1

I have one question about assigning one dictionary value to another dictionary value in python, the value contains some Chinese characters

# -*- coding: utf-8 -*- 
import string
a = {}
a['1'] = '大' # chinese character
b = {}
b['1'] = a['1']
print a['1']
print a
print b

And the printout is

大
{'1': '\xe5\xa4\xa7'}
{'1': '\xe5\xa4\xa7'}

Why there is a difference between a and a['1']? How to make print a be {'1': '大'}?

zhengyu
  • 595
  • 3
  • 5
  • 20
  • You created a UTF-8 byte string, which means that any `repr()` output will be shown using escape sequences for non-ASCII bytes. See the duplicate where this is explained in more detail. Don't print out a whole dictionary, print out individual string values. – Martijn Pieters Jan 16 '16 at 17:56
  • I thikn it would be useful to explain what `print` [actually does](http://stackoverflow.com/questions/1979234/what-does-python-print-function-actually-do) – Pynchia Jan 16 '16 at 17:58

1 Answers1

1

Why there is a difference between a and a['1']?

The first (a) is your character wrapped in a dictionary. When you print a dictionary, Python will print the raw bytes of the character (\xe5\xa4\xa7) which is it's UTF-8 encoding. When you print the string directly using print a[1], then Python will decode these 3 bytes into their respective character.

How to make a['1'] and b['1'] be 大?

They are already the same. Just do

print a['1']
print b['1']

Add the following class to dump your dictionary as you expect.
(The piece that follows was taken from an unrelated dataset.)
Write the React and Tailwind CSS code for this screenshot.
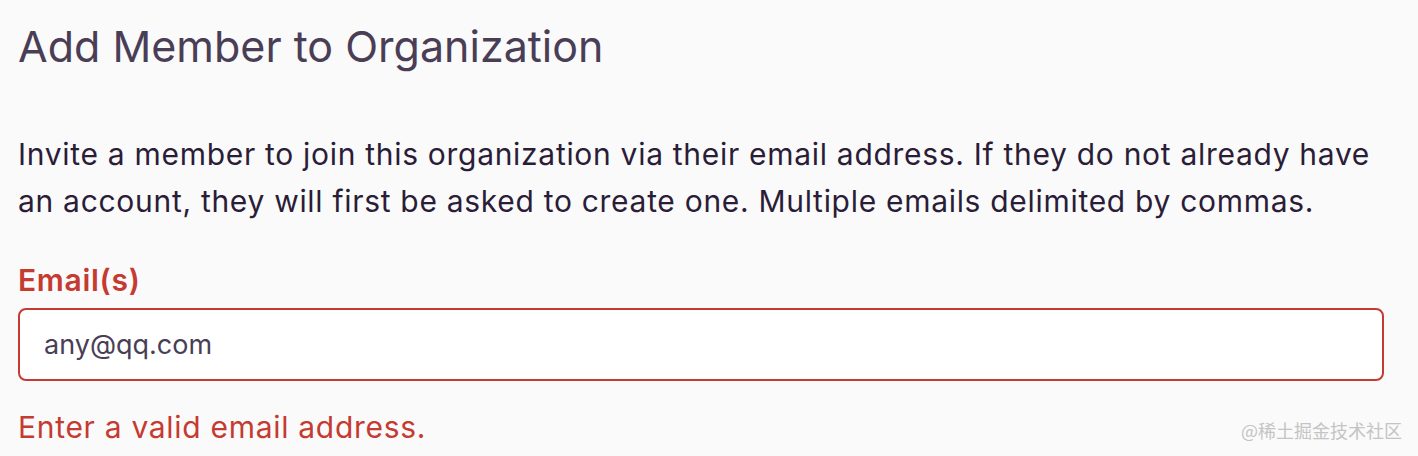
import React from 'react';

const App = () => {
  return (
    <div className="relative w-[1418px] h-[456px] overflow-hidden bg-[#fafafa] font-['Inter',sans-serif]">
      <div className="pl-[18px] pr-[34px] pt-[21px]">
        {/* Header */}
        <h1 className="text-[43px] leading-[50px] font-normal text-[#4a3e56]">Add Member to Organization</h1>

        {/* Description */}
        <p className="mt-[60px] text-[30px] leading-[47px] tracking-[0.7px] text-[#2b1d38]">
          Invite a member to join this organization via their email address. If they do not already have
          <br />
          an account, they will first be asked to create one. Multiple emails delimited by commas.
        </p>

        {/* Field */}
        <label className="block mt-[35px] text-[30px] leading-[40px] tracking-[0.7px] font-semibold text-[#c53a31]">Email(s)</label>
        <input
          type="text"
          defaultValue="any@qq.com"
          className="mt-[8px] block w-full h-[73px] px-[24px] rounded-[8px] border-2 border-[#c53a31] bg-white text-[27px] text-[#4a3e56] outline-none"
        />
        <p className="mt-[26px] text-[30px] leading-[40px] tracking-[0.7px] text-[#c53a31]">Enter a valid email address.</p>
      </div>

      <span className="absolute right-[16px] bottom-[12px] text-[18px] text-[#c4c4c4] font-['Noto_Sans_CJK_SC',sans-serif]">@稀土掘金技术社区</span>
    </div>
  );
};

export default App;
Note that this code assumes all your strings are in UTF-8 format.

class MyPrettyPrinter(pprint.PrettyPrinter):
    def format(self, object, context, maxlevels, level):
        if isinstance(object, str):
            return (object.decode('utf8'), True, False)
        return pprint.PrettyPrinter.format(self, object, context, maxlevels, level)

MyPrettyPrinter().pprint(a)  # {1: 大}
Martin Konecny
  • 57,827
  • 19
  • 139
  • 159